In Wisconsin men’s basketball history, only two players have ever recorded a triple-double. Josh Gasser established the Badger triple-double club as its first member in 2011. Ethan Happ joined Gasser by notching two triple-doubles of his own during the 2018-19 season.
Happ’s 13 points against the Northwestern Wildcats will remain the most scored by any Badger in a triple-double performance for now, but Boyd came within the slimmest of margins from shattering that record.
Wisconsin’s starting point guard poured in 27 points, assisted on ten buckets, and gathered nine rebounds on Sunday in what was perhaps Boyd’s greatest performance as a Badger yet.
“Letting Boyd get downhill to his left every single possession was not the game plan,” Iowa head coach Ben McCollum said in a post-game interview.

Boyd’s ten assists were a career-high. Only once before had he reached nine. Boyd is only the fifth Badger since the 2004-05 season to log 10+ assists in a single contest (Happ 2x, Gasser, Nigel Hayes, Jordan Taylor).
It was the San Diego State transfer’s fifth-highest scoring performance this season for Wisconsin. Boyd has managed 20+ points in 17 different games with UW. Sunday afternoon was just the most recent great performance by the New York native that has him on the verge of becoming the first Badger since Michael Finley (whose number hangs in the Kohl Center rafters) to average 20 points per game.
Wisconsin basketball forward Nolan Winter, who scored 18 points of his own on 8 of 11 shooting, credited Boyd’s “speed and his ability to to push the ball” in transition for the dazzling performance.
“He’s just kind of a magician with the ball,” Winter added. “He’ll hit you on rolls when you don’t think you’re open.
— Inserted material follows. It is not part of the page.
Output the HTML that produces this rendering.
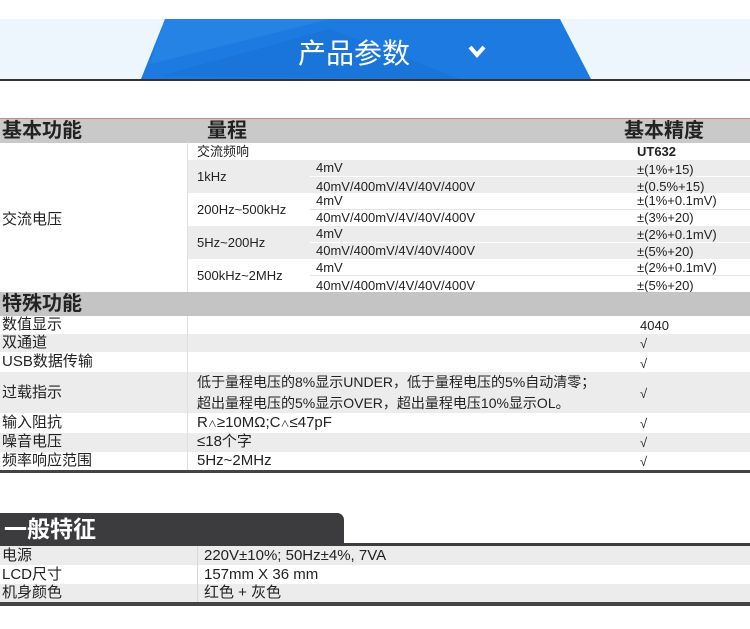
<!DOCTYPE html>
<html><head><meta charset="utf-8"><style>
body{margin:0;width:750px;height:629px;background:#fff;position:relative;overflow:hidden;font-family:"Liberation Sans","Noto Sans CJK SC",sans-serif;color:#222}
.a{position:absolute;white-space:nowrap}
.r{position:absolute;left:0;width:750px}
.g{background:#ececec}
.t{font-size:13px;line-height:16px}
.c{font-size:15px;line-height:18px}
.h{font-weight:bold;font-size:20px;line-height:24px;color:#222}
</style></head><body>
<div class="r" style="top:19px;height:61px;background:#eef6fd"></div>
<svg class="a" style="left:0;top:19px" width="750" height="63">
<polygon points="165,0 560,0 591,60 141,60" fill="#1c7ae0"/>
<polygon points="165,0 330,0 150,45" fill="#2a88e8" opacity=".7"/>
<polygon points="160,57 330,10 460,60" fill="#166fd4" opacity=".5"/>
<rect x="0" y="60" width="750" height="2" fill="#333"/>
<polyline points="470,28 477,36 484,28" fill="none" stroke="#fff" stroke-width="4"/>
</svg>
<div class="a" style="left:298px;top:34px;font-size:28px;line-height:36px;color:#fff;font-family:'Noto Sans CJK SC',sans-serif">产品参数</div>

<div class="r" style="top:118px;height:24px;background:#c9c9c9;border-top:1px solid #e08080"></div>
<div class="a h" style="left:2px;top:119px">基本功能</div>
<div class="a h" style="left:207px;top:119px">量程</div>
<div class="a h" style="left:624px;top:119px">基本精度</div>

<div class="a t" style="left:197px;top:144px">交流频响</div>
<div class="a t" style="left:637px;top:144px;font-weight:bold">UT632</div>
<div class="a g" style="left:188px;top:160px;width:562px;height:33px"></div>
<div class="a g" style="left:188px;top:226px;width:562px;height:33px"></div>
<div class="a" style="left:310px;top:176px;width:440px;height:1px;background:#fff"></div>
<div class="a" style="left:310px;top:209px;width:440px;height:1px;background:#e4e4e4"></div>
<div class="a" style="left:310px;top:242px;width:440px;height:1px;background:#fff"></div>
<div class="a" style="left:310px;top:275px;width:440px;height:1px;background:#e4e4e4"></div>
<div class="a" style="left:187px;top:142px;width:1px;height:150px;background:#e0e0e0"></div>
<div class="a c" style="left:2px;top:211px">交流电压</div>
<div class="a t" style="left:197px;top:169px">1kHz</div>
<div class="a t" style="left:197px;top:202px">200Hz~500kHz</div>
<div class="a t" style="left:197px;top:235px">5Hz~200Hz</div>
<div class="a t" style="left:197px;top:268px">500kHz~2MHz</div>
<div class="a t" style="left:316px;top:160px">4mV</div>
<div class="a t" style="left:316px;top:179px">40mV/400mV/4V/40V/400V</div>
<div class="a t" style="left:316px;top:193px">4mV</div>
<div class="a t" style="left:316px;top:210px">40mV/400mV/4V/40V/400V</div>
<div class="a t" style="left:316px;top:260px">4mV</div>
<div class="a t" style="left:316px;top:243px">40mV/400mV/4V/40V/400V</div>
<div class="a t" style="left:316px;top:226px">4mV</div>
<div class="a t" style="left:316px;top:278px">40mV/400mV/4V/40V/400V</div>
<div class="a t" style="left:637px;top:162px">±(1%+15)</div>
<div class="a t" style="left:637px;top:179px">±(0.5%+15)</div>
<div class="a t" style="left:637px;top:193px">±(1%+0.1mV)</div>
<div class="a t" style="left:637px;top:210px">±(3%+20)</div>
<div class="a t" style="left:637px;top:227px">±(2%+0.1mV)</div>
<div class="a t" style="left:637px;top:244px">±(5%+20)</div>
<div class="a t" style="left:637px;top:260px">±(2%+0.1mV)</div>
<div class="a t" style="left:637px;top:278px">±(5%+20)</div>

<div class="r" style="top:292px;height:24px;background:#c4c4c4"></div>
<div class="a h" style="left:2px;top:292px">特殊功能</div>
<div class="r g" style="top:334px;height:18px"></div>
<div class="r g" style="top:372px;height:41px"></div>
<div class="r g" style="top:433px;height:19px"></div>
<div class="a" style="left:187px;top:316px;width:1px;height:154px;background:#e0e0e0"></div>
<div class="a c" style="left:2px;top:316px">数值显示</div>
<div class="a c" style="left:2px;top:334px">双通道</div>
<div class="a c" style="left:2px;top:353px">USB数据传输</div>
<div class="a c" style="left:2px;top:384px">过载指示</div>
<div class="a c" style="left:2px;top:414px">输入阻抗</div>
<div class="a c" style="left:2px;top:433px">噪音电压</div>
<div class="a c" style="left:2px;top:452px">频率响应范围</div>
<div class="a t" style="left:640px;top:318px">4040</div>
<div class="a t" style="left:640px;top:336px">√</div>
<div class="a t" style="left:640px;top:356px">√</div>
<div class="a t" style="left:640px;top:386px">√</div>
<div class="a t" style="left:640px;top:416px">√</div>
<div class="a t" style="left:640px;top:435px">√</div>
<div class="a t" style="left:640px;top:454px">√</div>
<div class="a c" style="left:197px;top:373px;font-size:14px">低于量程电压的8%显示UNDER，低于量程电压的5%自动清零；</div>
<div class="a c" style="left:197px;top:394px;font-size:14px">超出量程电压的5%显示OVER，超出量程电压10%显示OL。</div>
<div class="a c" style="left:197px;top:414px">R<span style="font-size:9px">∧</span>≥10MΩ;C<span style="font-size:9px">∧</span>≤47pF</div>
<div class="a c" style="left:197px;top:433px">≤18个字</div>
<div class="a c" style="left:197px;top:452px">5Hz~2MHz</div>
<div class="r" style="top:470px;height:3px;background:#444"></div>

<div class="a" style="left:0;top:513px;width:344px;height:32px;background:#3c3c3e;border-top-right-radius:7px"></div>
<div class="a" style="left:4px;top:514px;font-size:23px;line-height:30px;font-weight:bold;color:#fff">一般特征</div>
<div class="r" style="top:543px;height:3px;background:#3c3c3e"></div>
<div class="r g" style="top:546px;height:19px"></div>
<div class="r g" style="top:584px;height:18px"></div>
<div class="a" style="left:197px;top:546px;width:1px;height:56px;background:#d8d8d8"></div>
<div class="a c" style="left:2px;top:547px">电源</div>
<div class="a c" style="left:2px;top:566px">LCD尺寸</div>
<div class="a c" style="left:2px;top:584px">机身颜色</div>
<div class="a c" style="left:204px;top:547px">220V±10%; 50Hz±4%, 7VA</div>
<div class="a c" style="left:204px;top:566px">157mm X 36 mm</div>
<div class="a c" style="left:204px;top:584px">红色 + 灰色</div>
<div class="r" style="top:602px;height:4px;background:#444"></div>
</body></html>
He hit me a couple of times today where, you know, I thought there was no way, and the ball found its way to me.”
Austin Rapp provides much-needed secondary scoring in return

Outside of Boyd and John Blackwell, the highest-scoring duo in the Big Ten combining for over 40 points per game, UW’s secondary scoring has come from a rotating cast.
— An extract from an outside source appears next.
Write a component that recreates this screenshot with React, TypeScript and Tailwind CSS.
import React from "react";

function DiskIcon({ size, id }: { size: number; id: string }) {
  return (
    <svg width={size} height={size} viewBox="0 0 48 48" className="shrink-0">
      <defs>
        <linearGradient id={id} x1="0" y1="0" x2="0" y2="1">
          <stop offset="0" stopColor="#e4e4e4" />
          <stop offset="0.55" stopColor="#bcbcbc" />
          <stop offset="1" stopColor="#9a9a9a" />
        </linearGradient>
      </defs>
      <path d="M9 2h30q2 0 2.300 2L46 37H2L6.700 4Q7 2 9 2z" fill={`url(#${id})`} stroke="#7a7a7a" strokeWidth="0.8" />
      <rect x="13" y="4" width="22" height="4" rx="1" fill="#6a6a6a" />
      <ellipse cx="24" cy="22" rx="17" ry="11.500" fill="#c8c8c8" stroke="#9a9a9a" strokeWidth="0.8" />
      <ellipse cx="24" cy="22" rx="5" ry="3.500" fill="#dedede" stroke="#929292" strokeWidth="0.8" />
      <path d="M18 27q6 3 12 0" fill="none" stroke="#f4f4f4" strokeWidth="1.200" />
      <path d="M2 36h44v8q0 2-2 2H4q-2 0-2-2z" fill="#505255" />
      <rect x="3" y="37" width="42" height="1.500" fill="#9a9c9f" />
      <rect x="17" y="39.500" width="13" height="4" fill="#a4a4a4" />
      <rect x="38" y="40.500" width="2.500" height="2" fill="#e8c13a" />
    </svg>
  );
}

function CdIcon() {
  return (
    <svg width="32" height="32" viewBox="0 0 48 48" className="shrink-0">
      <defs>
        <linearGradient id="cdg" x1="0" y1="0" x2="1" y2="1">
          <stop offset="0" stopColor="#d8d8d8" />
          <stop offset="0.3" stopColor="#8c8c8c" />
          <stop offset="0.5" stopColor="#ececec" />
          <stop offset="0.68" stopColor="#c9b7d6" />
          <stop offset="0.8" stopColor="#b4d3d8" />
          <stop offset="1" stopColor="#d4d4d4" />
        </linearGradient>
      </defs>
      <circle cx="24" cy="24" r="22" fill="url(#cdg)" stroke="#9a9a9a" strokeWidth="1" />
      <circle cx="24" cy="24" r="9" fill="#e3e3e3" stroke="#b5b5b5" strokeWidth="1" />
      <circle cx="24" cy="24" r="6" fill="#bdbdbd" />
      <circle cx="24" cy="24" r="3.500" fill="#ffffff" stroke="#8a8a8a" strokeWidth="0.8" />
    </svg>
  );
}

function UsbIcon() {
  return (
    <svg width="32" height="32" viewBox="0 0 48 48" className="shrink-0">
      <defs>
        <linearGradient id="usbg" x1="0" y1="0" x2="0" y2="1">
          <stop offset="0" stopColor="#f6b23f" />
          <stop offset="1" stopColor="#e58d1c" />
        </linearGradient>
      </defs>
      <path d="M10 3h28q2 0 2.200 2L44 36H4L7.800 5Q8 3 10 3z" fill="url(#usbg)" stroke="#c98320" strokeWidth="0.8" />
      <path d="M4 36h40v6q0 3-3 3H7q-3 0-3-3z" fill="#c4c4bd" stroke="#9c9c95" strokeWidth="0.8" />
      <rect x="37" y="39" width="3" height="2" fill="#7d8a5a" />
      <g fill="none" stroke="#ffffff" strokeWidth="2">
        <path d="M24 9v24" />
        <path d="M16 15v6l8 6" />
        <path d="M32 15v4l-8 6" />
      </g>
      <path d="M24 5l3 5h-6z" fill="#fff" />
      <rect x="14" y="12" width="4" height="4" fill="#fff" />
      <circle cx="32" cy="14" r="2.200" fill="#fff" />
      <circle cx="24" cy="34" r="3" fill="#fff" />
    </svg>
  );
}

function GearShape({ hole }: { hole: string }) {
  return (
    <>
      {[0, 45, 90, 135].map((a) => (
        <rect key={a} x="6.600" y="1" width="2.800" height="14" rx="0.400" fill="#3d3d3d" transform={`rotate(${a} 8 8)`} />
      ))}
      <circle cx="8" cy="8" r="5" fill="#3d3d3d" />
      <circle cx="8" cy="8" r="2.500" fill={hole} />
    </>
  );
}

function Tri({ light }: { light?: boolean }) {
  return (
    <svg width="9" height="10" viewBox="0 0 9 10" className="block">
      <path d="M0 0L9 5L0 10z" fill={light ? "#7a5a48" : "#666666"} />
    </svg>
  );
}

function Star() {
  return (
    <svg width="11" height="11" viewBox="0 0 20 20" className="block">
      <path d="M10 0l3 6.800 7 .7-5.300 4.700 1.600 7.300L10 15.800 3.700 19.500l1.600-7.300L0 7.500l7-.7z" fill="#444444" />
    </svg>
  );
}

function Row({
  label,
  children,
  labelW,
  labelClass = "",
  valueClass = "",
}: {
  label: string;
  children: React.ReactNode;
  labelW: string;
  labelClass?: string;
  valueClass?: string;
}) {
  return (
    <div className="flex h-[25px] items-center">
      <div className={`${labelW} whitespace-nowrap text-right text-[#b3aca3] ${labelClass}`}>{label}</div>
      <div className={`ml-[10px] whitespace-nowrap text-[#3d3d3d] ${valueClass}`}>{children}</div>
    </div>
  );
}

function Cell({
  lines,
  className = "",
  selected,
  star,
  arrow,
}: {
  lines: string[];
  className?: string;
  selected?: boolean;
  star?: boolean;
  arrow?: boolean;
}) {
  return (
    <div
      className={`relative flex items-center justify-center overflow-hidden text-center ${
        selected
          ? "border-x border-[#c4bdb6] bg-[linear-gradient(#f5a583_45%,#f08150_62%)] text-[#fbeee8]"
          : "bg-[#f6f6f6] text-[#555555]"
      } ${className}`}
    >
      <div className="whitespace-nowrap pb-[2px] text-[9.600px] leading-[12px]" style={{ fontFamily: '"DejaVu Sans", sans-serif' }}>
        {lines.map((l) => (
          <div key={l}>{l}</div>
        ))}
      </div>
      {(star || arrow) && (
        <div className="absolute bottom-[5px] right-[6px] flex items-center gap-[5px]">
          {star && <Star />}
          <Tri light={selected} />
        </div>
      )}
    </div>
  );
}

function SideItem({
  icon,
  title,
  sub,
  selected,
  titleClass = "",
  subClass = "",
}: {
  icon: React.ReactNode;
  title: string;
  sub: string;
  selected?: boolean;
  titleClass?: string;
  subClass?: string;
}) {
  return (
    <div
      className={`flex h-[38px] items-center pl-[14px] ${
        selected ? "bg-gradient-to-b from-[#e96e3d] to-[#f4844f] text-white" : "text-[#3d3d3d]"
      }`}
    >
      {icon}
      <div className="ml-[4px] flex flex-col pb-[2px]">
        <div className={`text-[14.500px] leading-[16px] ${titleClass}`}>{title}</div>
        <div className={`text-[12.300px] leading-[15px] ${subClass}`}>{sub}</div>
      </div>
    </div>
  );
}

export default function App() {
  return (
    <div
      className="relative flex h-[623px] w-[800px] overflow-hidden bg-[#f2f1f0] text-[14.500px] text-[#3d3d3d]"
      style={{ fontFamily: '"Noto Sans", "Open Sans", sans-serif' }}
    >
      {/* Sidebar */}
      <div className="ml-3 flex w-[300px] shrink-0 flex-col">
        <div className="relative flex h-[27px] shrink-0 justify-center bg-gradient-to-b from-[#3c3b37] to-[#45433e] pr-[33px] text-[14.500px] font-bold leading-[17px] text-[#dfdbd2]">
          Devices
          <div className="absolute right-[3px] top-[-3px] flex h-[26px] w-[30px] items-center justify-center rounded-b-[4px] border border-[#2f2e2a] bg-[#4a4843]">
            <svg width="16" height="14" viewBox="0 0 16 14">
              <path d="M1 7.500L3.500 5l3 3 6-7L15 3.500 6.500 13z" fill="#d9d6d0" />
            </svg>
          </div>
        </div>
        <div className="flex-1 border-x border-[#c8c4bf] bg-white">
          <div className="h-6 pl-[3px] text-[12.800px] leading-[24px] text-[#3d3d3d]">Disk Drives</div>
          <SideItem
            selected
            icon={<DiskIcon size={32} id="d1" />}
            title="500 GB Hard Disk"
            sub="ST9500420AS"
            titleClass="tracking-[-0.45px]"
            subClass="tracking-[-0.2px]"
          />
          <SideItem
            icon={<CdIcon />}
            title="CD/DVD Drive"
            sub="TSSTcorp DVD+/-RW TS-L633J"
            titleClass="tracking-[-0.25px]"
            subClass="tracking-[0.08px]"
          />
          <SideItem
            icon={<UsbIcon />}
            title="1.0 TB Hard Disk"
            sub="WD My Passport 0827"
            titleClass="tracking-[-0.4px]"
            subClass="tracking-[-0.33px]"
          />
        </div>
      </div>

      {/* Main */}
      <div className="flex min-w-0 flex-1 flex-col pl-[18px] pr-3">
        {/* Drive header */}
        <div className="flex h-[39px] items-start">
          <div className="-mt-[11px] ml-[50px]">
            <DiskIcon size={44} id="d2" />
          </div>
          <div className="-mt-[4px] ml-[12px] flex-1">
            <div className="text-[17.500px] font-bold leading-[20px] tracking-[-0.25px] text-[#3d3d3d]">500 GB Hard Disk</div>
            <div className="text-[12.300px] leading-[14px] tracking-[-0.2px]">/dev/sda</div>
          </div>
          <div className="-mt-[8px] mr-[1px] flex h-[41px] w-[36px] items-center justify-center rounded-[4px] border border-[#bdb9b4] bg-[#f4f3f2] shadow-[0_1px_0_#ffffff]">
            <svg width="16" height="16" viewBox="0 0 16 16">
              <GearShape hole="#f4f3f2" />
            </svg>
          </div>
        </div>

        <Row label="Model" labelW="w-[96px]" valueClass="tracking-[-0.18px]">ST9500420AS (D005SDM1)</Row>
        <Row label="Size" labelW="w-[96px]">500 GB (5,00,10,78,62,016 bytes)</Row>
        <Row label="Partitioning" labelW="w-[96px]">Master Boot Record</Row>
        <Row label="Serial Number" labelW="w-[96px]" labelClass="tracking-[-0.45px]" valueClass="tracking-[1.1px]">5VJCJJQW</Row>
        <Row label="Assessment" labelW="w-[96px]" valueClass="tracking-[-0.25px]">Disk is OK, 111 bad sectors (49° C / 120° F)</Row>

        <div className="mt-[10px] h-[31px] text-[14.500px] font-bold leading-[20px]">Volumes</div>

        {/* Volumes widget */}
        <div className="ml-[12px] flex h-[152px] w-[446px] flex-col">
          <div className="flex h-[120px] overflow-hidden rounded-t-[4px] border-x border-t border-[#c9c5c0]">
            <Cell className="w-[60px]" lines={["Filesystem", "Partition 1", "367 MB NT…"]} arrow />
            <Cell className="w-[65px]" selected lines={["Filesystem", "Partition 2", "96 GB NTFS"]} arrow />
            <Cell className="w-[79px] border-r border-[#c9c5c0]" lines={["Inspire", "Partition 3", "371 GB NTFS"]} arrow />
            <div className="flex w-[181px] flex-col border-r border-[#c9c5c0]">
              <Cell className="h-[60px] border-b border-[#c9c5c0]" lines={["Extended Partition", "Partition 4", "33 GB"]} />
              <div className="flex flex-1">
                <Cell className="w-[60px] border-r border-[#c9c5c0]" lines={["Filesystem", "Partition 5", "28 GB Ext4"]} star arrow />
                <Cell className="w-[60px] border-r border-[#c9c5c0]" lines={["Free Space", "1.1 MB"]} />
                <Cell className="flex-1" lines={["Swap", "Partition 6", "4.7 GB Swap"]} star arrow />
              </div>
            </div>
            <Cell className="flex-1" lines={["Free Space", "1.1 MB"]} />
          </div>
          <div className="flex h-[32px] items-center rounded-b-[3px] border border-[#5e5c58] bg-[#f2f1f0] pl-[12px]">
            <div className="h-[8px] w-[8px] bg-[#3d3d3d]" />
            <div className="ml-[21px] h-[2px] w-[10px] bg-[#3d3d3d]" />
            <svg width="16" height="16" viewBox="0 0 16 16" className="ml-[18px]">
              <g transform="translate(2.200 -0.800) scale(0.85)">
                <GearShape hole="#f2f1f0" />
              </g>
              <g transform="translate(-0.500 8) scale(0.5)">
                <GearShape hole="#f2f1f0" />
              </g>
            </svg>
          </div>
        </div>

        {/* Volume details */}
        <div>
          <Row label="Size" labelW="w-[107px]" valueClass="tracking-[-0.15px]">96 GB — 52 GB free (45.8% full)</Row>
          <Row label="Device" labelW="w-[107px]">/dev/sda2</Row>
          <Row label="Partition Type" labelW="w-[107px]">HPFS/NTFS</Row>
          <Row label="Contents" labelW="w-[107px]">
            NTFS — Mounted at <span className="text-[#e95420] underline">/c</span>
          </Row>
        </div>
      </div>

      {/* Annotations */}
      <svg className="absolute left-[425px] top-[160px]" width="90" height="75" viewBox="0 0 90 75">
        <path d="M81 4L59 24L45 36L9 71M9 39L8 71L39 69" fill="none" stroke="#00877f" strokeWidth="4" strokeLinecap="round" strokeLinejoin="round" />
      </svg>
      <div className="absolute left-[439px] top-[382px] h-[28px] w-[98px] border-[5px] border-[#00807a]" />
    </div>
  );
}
Austin Rapp, who has been sidelined at various points this season due to an illness, is the latest star in that cast.
The Australian forward sat out Wisconsin’s most recent contest, a road loss at the hands of the Ohio State Buckeyes, and made an immediate impact in his return.
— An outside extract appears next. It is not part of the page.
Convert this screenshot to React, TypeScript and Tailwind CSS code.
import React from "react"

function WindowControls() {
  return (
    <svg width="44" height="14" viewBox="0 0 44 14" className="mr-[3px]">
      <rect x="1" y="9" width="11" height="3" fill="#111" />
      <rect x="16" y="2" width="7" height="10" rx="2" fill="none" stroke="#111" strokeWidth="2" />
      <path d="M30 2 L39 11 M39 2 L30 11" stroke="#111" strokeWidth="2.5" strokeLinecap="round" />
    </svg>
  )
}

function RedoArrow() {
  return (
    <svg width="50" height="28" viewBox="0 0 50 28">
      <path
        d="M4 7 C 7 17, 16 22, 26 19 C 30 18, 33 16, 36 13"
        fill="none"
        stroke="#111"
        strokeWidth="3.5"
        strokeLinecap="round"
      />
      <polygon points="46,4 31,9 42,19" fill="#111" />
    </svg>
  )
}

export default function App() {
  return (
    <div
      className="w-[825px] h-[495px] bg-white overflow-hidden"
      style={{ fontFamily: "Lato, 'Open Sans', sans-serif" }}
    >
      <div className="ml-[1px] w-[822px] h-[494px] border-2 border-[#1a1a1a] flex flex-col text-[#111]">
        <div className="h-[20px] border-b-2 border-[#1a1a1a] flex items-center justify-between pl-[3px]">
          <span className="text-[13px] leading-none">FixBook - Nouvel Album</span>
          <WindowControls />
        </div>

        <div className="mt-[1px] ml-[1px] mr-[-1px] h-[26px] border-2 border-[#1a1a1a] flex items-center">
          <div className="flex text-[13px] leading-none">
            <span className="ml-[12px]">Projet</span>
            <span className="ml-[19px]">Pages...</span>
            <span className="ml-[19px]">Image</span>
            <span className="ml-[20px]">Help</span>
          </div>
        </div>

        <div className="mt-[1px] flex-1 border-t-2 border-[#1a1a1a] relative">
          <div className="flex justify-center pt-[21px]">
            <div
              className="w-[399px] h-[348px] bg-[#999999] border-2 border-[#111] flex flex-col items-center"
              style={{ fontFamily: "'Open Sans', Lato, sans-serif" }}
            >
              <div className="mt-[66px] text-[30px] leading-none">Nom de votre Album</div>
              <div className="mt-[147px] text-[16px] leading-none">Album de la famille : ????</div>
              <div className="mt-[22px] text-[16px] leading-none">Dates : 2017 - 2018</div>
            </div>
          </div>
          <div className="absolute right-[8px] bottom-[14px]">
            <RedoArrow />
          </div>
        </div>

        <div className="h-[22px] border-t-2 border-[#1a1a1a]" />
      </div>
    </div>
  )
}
Wisconsin closed the game on a 16-6 run over the final six minutes, sparked by an initial 10-0 stretch that began with a three-pointer by Rapp.
“I think we cut it to maybe three, and then actually we’re getting stops,” McCollum said of his team’s effort to trim a Wisconsin lead that had only gotten out to seven points by that time. “And then I think Rapp popped on one, and we had to close out and closed out short. And when you close out short, on him—it didn’t make a lot of sense to close out short, but we did.”
Rapp scored 14 points, shooting 4-5 from beyond the arc. The sophomore has scored 14+ in three of his last four appearances. When Rapp scores 10+, UW is 10-0.
Gard noted the all-around improvement for the Portland Pilots transfer that began the year as a starter before the staff asked him to make his contributions off the bench.

“There were so many other things, you know, parts of his game, on both ends of the floor that he had to improve upon in order to be on the floor more consistently,” Gard noted. “You can’t be a defensive liability, and you have to be able to do more things offensively than just shoot threes. So he’s added, and he’s worked at his game.”
Whether it was Rapp, who has hit four or more triples five times this season, or Winter, who connected on two of three attempts from deep on Sunday, UW’s bigs helped create the spacing necessary for Boyd’s standout performance.
“When you have those shooters, it really makes a big difference, because you can’t shrink and you can’t plug,” McCollum said of the challenge Wisconsin’s offense presents.
Winter added that when he and Rapp are connecting on threes, it “helps a lot. It helps Nick get downhill having, you know, the other big guys, not being able to just plug the lane, it helps all sorts of guards.”